Finding a feasible and prompt solution to the Vehicle Routing Problem (VRP) is a prerequisite for efficient freight transportation, seamless logistics, and sustainable mobility. Traditional optimization methods reach their limits when confronted with the real-world complexity of VRPs, which involve numerous constraints and objectives. Recently, the ability of generative Artificial Intelligence (AI) to solve combinatorial tasks, known as Neural Combinatorial Optimization (NCO), demonstrated promising results, offering new perspectives. In this study, we propose an NCO approach to solve a time-constrained capacitated VRP with a finite vehicle fleet size. The approach is based on an encoder-decoder architecture, formulated in line with the Policy Optimization with Multiple Optima (POMO) protocol and trained via a Proximal Policy Optimization (PPO) algorithm. We successfully trained the policy with multiple objectives (minimizing the total distance while maximizing vehicle utilization) and evaluated it on medium and large instances, benchmarking it against state-of-the-art heuristics. The method is able to find adequate and cost-efficient solutions, showing both flexibility and robust generalization. Finally, we provide a critical analysis of the solution generated by NCO and discuss the challenges and opportunities of this new branch of intelligent learning algorithms emerging in optimization science, focusing on freight transportation.
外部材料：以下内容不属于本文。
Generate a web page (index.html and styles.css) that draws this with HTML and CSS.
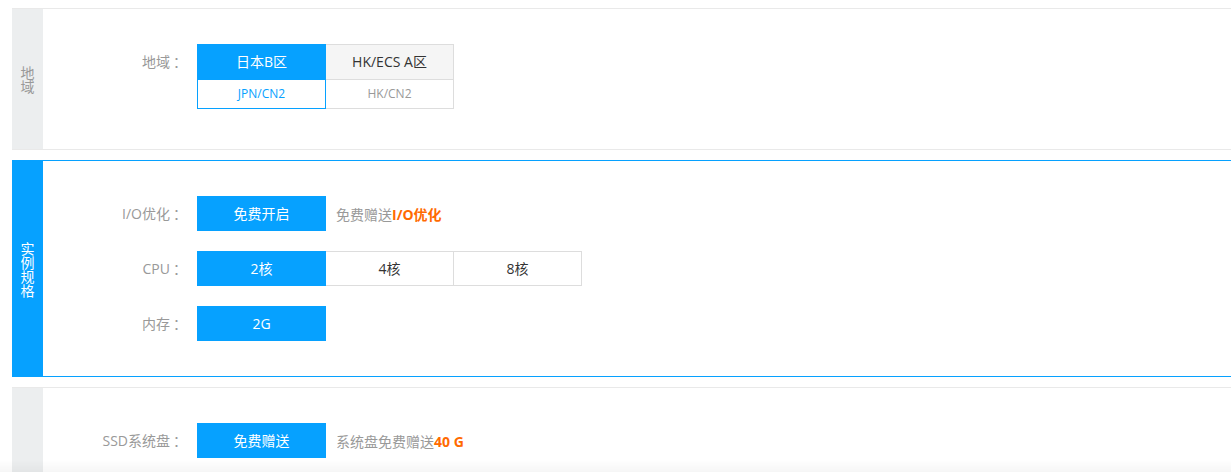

翻译：为车辆路径问题（VRP）寻找可行且快速的解决方案，是实现高效货运、无缝物流和可持续交通的前提。面对涉及多重约束与目标的现实世界复杂VRP问题时，传统优化方法已显局限。近期，生成式人工智能（AI）在解决组合任务（即神经组合优化，NCO）方面展现出潜力，为这一领域提供了新视角。本研究提出一种NCO方法，用于求解具有有限车队规模的时间约束容量车辆路径问题。该方法基于编码器-解码器架构，依据多最优策略优化（POMO）框架构建，并通过近端策略优化（PPO）算法进行训练。我们成功训练了具有多目标（最小化总行驶距离同时最大化车辆利用率）的策略，并在中大规模算例上对其进行了评估，与先进启发式方法进行了基准比较。该方法能够找到充分且成本效益高的解决方案，展现出良好的灵活性与鲁棒泛化能力。最后，我们对NCO生成的解进行了批判性分析，并讨论了这一新兴于优化科学中的智能学习算法分支在货运领域面临的挑战与机遇。